After that, there are a number of one-night bookings: On Monday Night, the Massachusetts Campaign for a US Department of Peace & Nonviolence presents The Dhamma Brothers with filmmaker(s) in person to discuss their film about how a mediation program changed an Alabama prison. Tuesday's guest is the comedy troupe Upright Citizens Brigade, who present their spoof Freak Dance. No guest Wednesday, because that's when the new 35mm print of F.W. Murnau's Sunrise finally arrives for a "Wordless Wednesday" screening. And on Thursday, "Reunion Weekend" begins, with a 25th Anniversary double-feature of The Princess Bride and Spaceballs. - ArtsEmerson's Paramount Theater actually had The Color Wheel last year, and has more recent indie films this weekend as part of their "Festival Focus" series. Joachim Trier's Oslo, August 31st has single shows on Friday and Saturday; it follows a Norwegian man at the end of his drug rehabilitation program who may be on the brink as he heads to the city for a job interview. Neighboring Sounds comes from Brazil (and the consulate is making the Friday night screening a free one), with Kleber Mendonça Filho observing a tense neighborhood through the eyes of the private security firm hired to patrol it.

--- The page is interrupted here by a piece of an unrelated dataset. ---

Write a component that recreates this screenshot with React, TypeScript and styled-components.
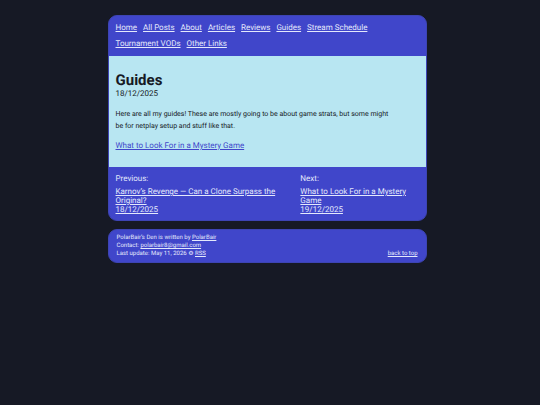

Saturday and Sunday afternoon, meanwhile, are taken by French Cancan, a 1954 "Renoir in Technicolor" entry, with Jean Gabin as the founder of the Moulin Rouge who started the cancan craze. - Apparently, by not doing this last week, I missed the start of The Story of Film at the MFA, a fifteen-part series being (mostly) shown in chunks of two episodes. Episodes #3 to #10 play over the weekend, with #9 through #11 playing Wednesday and Thursday. The other "Exclusive Screening" is Once Upon a Time in Anatolia, a re-presentation from the Boston Turkish Film Festival that starts out as the search for a missing person and expands into a broader examination of Turkish life; it plays Friday evening and Saturday morning.
- The Harvard Film Archive presents "The School of Reis: The Films and Legacy of António Reis and Margarida Cordeiro this weekend and next; it features a more-or-less even split between movies made by the influential Portuguese filmmakers and the artists they influenced.
Less heavy - a Sunday afternoon screening of BMX Bandits as part of "Bay State Bike Week", featuring a very young Nicole Kidman as one of a group of teenagers getting into mischief (and paired with an I Love Lucy episode, so you get bonus redheads on bikes!).
Monday night's screening, part of their continuing "¡Qué Viva Eisenstein!" series, is two incomplete Sergei Eisenstein films: ¡Qué Viva Mexico!, shot in 1931 but left incomplete when the producer backed out and the director was recalled to the Soviet Union, is a mostly complete history of Mexico missing its climactic sequence (assembled by Grigori Aleksandrov after Eisenstein's death), while "Bezhin Meadow" only survives as a half-hour collection of stills. - The Regent Theatre has one more screening of Yellow Submarine, Saturday at 10:30am.
- Fresh Pond opens a new Hindi action movie, Department, about a special police unit that is later accused of corruption. I can't find much English-language infomration on it, but director Ram Gopal Varma is a big enough deal that his new films are an event (though I must admit, the one I've seen, Rann, didn't do a whole lot for me).
My plans? Not really set in stone aside from Warriors of the Rainbow - Seediq Bale. I suspect that I will be weak and see Battleship and/or Darling Companion, even though I have been thoroughly warned. I also want to see Sound of Her Voice, and had better hop to it, as it's been cut down to half-a-screen at the Kendall after opening last week.